What is expected ▸ Output the material exactly, but drop every image it holds.

--- start ---

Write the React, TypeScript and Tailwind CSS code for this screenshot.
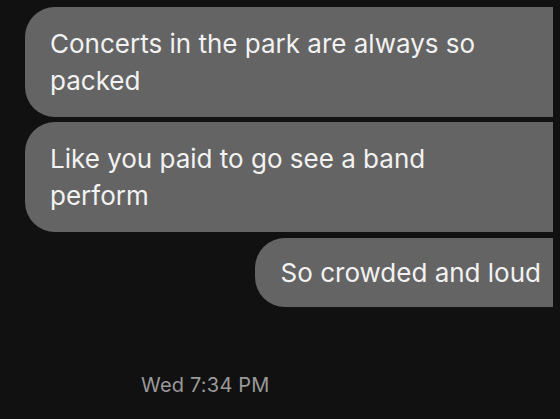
const messages = [
  { id: 1, text: 'Concerts in the park are always so packed', wide: true },
  { id: 2, text: 'Like you paid to go see a band perform', wide: true },
];

const Bubble = ({ text, className = '' }: { text: string; className?: string }) => (
  <div
    className={`bg-[#646464] text-[#f2f2f2] text-[26px] leading-[37px] rounded-l-[30px] ${className}`}
  >
    {text}
  </div>
);

export default function App() {
  return (
    <div
      className="w-[560px] h-[419px] bg-[#111111] overflow-hidden flex flex-col"
      style={{ fontFamily: 'Inter, "Liberation Sans", sans-serif' }}
    >
      <div className="flex flex-col gap-[5px] pt-[7px] pl-[25px] pr-[7px]">
        {messages.map((m) => (
          <Bubble key={m.id} text={m.text} className="pl-[25px] pr-[40px] py-[18px]" />
        ))}
        <div className="flex justify-end mt-[1px]">
          <Bubble text="So crowded and loud" className="pl-[26px] pr-[12px] py-[16px] rounded-r-none" />
        </div>
      </div>
      <div className="pl-[141px] mt-[63px] text-[20px] text-[#9a9a9a] tracking-[0.2px]">
        Wed 7:34 PM
      </div>
    </div>
  );
}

--- end ---

Task response ▸
Write the React, TypeScript and Tailwind CSS code for this screenshot.
const messages = [
  { id: 1, text: 'Concerts in the park are always so packed', wide: true },
  { id: 2, text: 'Like you paid to go see a band perform', wide: true },
];

const Bubble = ({ text, className = '' }: { text: string; className?: string }) => (
  <div
    className={`bg-[#646464] text-[#f2f2f2] text-[26px] leading-[37px] rounded-l-[30px] ${className}`}
  >
    {text}
  </div>
);

export default function App() {
  return (
    <div
      className="w-[560px] h-[419px] bg-[#111111] overflow-hidden flex flex-col"
      style={{ fontFamily: 'Inter, "Liberation Sans", sans-serif' }}
    >
      <div className="flex flex-col gap-[5px] pt-[7px] pl-[25px] pr-[7px]">
        {messages.map((m) => (
          <Bubble key={m.id} text={m.text} className="pl-[25px] pr-[40px] py-[18px]" />
        ))}
        <div className="flex justify-end mt-[1px]">
          <Bubble text="So crowded and loud" className="pl-[26px] pr-[12px] py-[16px] rounded-r-none" />
        </div>
      </div>
      <div className="pl-[141px] mt-[63px] text-[20px] text-[#9a9a9a] tracking-[0.2px]">
        Wed 7:34 PM
      </div>
    </div>
  );
}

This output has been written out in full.